Maroon

joined 2 years ago
[–] Maroon@lemmy.world 1 points 50 minutes ago* (last edited 43 minutes ago)

OK, let's put aside my statement about the Foundation that seems to offend you so badly and look at the graph itself.

Understand that "adjusting" values to 2011 prices is neither linear nor always accurate. Besides, the range of goods and services available at the yr. 2011 $5 equivalent is not valid as they either cease to exist or do not come at the same quality.

Besides, this is a global measurement, so serious assumptions about methodology notwithstanding, there is almost non universal or global policy (mix or single) that will accurately demonstrate decrease in extreme poverty.

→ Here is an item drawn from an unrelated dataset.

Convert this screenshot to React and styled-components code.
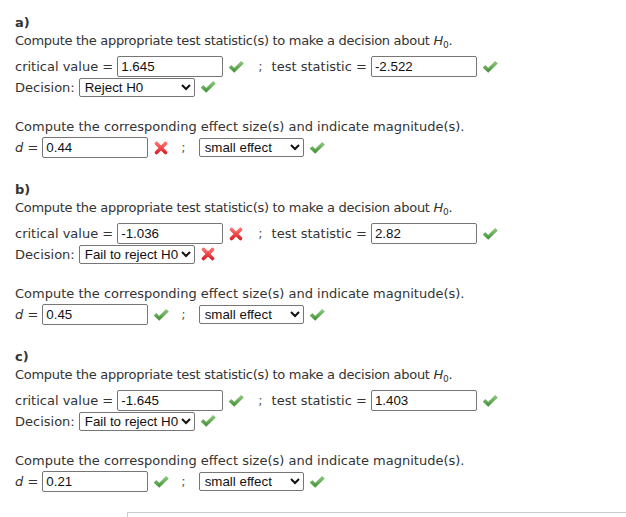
import React from "react";
import styled, { createGlobalStyle } from "styled-components";

const Global = createGlobalStyle`
  html, body { margin: 0; padding: 0; background: #fff; overflow: hidden; }
  body { font-family: "DejaVu Sans", Verdana, sans-serif; font-size: 13px; color: #333; }
`;

const Page = styled.div`
  padding: 14px 0 0 15px;
  width: 611px;
  height: 503px;
  overflow: hidden;
`;

const Section = styled.section`
  display: flex;
  flex-direction: column;
  height: 167px;
`;

const Title = styled.div`
  height: 18px;
  line-height: 18px;
  font-weight: bold;
`;

const Para = styled.div`
  height: 18px;
  line-height: 18px;
  letter-spacing: ${(p) => p.$ls || 0}px;
  margin-top: ${(p) => p.$mt || 0}px;
`;

const Row = styled.div`
  display: flex;
  align-items: center;
  height: ${(p) => p.$h || 21}px;
  margin-top: ${(p) => p.$mt || 0}px;
  white-space: nowrap;
`;

const Label = styled.span`
  margin-right: ${(p) => p.$mr ?? 4}px;
`;

const Semi = styled.span`
  margin: 0 ${(p) => p.$mr ?? 9}px 0 ${(p) => p.$ml ?? 16}px;
  color: #555;
`;

const Input = styled.input`
  box-sizing: border-box;
  width: ${(p) => p.$w}px;
  height: 21px;
  border: 1px solid #767676;
  border-radius: 2px;
  padding: 0 3px;
  font-family: "Liberation Sans", Arial, sans-serif;
  font-size: 13.33px;
  color: #111;
  background: #fff;
  outline: none;
`;

const Select = styled.select`
  box-sizing: border-box;
  width: ${(p) => p.$w}px;
  height: 19px;
  border: 1px solid #767676;
  border-radius: 2px;
  padding: 0 0 0 1px;
  font-family: "Liberation Sans", Arial, sans-serif;
  font-size: 13.33px;
  color: #111;
  background: #fff;
  outline: none;
`;

const Mark = styled.span`
  display: inline-flex;
  width: 16px;
  height: 16px;
  margin-left: ${(p) => p.$ml ?? 5}px;
  align-items: center;
  justify-content: center;
`;

const Sub = styled.sub`
  font-size: 9px;
  vertical-align: -3px;
  line-height: 0;
`;

const Ital = styled.i``;

const BottomBox = styled.div`
  margin-left: 112px;
  margin-top: -3px;
  height: 30px;
  width: 600px;
  border-top: 1px solid #ccc;
  border-left: 1px solid #ccc;
`;

const Check = () => (
  <svg width="16" height="16" viewBox="0 0 16 16">
    <defs>
      <linearGradient id="gck" x1="0" y1="0" x2="0" y2="1">
        <stop offset="0" stopColor="#8fd07a" />
        <stop offset="1" stopColor="#3d8c34" />
      </linearGradient>
    </defs>
    <path d="M1 8.6 L3.4 6.4 L6.2 9.2 L13.2 2.4 L15.3 4.6 L6.2 13.4 Z" fill="url(#gck)" stroke="#4a9a3e" strokeWidth="0.5" strokeLinejoin="round" />
  </svg>
);

const Cross = () => (
  <svg width="16" height="16" viewBox="0 0 16 16">
    <defs>
      <linearGradient id="gx" x1="0" y1="0" x2="0" y2="1">
        <stop offset="0" stopColor="#ff6b6b" />
        <stop offset="1" stopColor="#e0262b" />
      </linearGradient>
    </defs>
    <path d="M3.5 3.5 L12.5 12.5 M12.5 3.5 L3.5 12.5" stroke="url(#gx)" strokeWidth="3.6" strokeLinecap="round" />
  </svg>
);

const Status = ({ ok, ml }) => <Mark $ml={ml}>{ok ? <Check /> : <Cross />}</Mark>;

const H0 = () => (
  <>
    <Ital>H</Ital>
    <Sub>0</Sub>
  </>
);

const data = [
  { k: "a)", cv: "1.645", cvOk: true, ts: "-2.522", tsOk: true, dec: "Reject H0", decOk: true, d: "0.44", dOk: false, mag: "small effect", magOk: true },
  { k: "b)", cv: "-1.036", cvOk: false, ts: "2.82", tsOk: true, dec: "Fail to reject H0", decOk: false, d: "0.45", dOk: true, mag: "small effect", magOk: true },
  { k: "c)", cv: "-1.645", cvOk: true, ts: "1.403", tsOk: true, dec: "Fail to reject H0", decOk: true, d: "0.21", dOk: true, mag: "small effect", magOk: true },
];

const Part = ({ p }) => (
  <Section>
    <Title>{p.k}</Title>
    <Para $ls={-0.3}>
      Compute the appropriate test statistic(s) to make a decision about <H0 />.
    </Para>
    <Row $h={21} $mt={6}>
      <Label>critical value =</Label>
      <Input $w={106} defaultValue={p.cv} readOnly />
      <Status ok={p.cvOk} />
      <Semi $ml={14}>;</Semi>
      <Label>test statistic =</Label>
      <Input $w={106} defaultValue={p.ts} readOnly />
      <Status ok={p.tsOk} />
    </Row>
    <Row $h={20}>
      <Label>Decision:</Label>
      <Select $w={116} defaultValue={p.dec}>
        <option>Reject H0</option>
        <option>Fail to reject H0</option>
      </Select>
      <Status ok={p.decOk} />
    </Row>
    <Para $mt={21}>Compute the corresponding effect size(s) and indicate magnitude(s).</Para>
    <Row $h={21} $mt={1}>
      <Label>
        <Ital>d</Ital> =
      </Label>
      <Input $w={106} defaultValue={p.d} readOnly />
      <Status ok={p.dOk} />
      <Semi $ml={12} $mr={13}>;</Semi>
      <Select $w={105} defaultValue={p.mag}>
        <option>small effect</option>
        <option>medium effect</option>
        <option>large effect</option>
      </Select>
      <Status ok={p.magOk} />
    </Row>
  </Section>
);

export default function App() {
  return (
    <>
      <Global />
      <Page>
        {data.map((p) => (
          <Part key={p.k} p={p} />
        ))}
        <BottomBox />
      </Page>
    </>
  );
}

Just to counter your remark on ad hominem attack, you have assumed /deemed me as someone who doesn't understand all this. I understand the graph perfectly well and have even been part of analytical teams that make these graphs. I know what happens behind the scenes and the inadvertent data misrepresentation when dealing with multifactorial representations.

[–] Maroon@lemmy.world 5 points 3 hours ago* (last edited 2 hours ago)

I'm not dumb, I suggest you go back to school and learn to talk to people.

I have read that correctly and you have completely failed to read my first line " ACCESS". Also in my text, I refer to quality of goods (food that doesn't make you sick), etc.

Raw numbers or even percentages do not account for access and covers up the real poverty.

[–] Maroon@lemmy.world 4 points 3 hours ago* (last edited 48 minutes ago) (5 children)

How is this meaningful? This graph doesn't account for ~~inflation, and~~ ACCESS to facilities.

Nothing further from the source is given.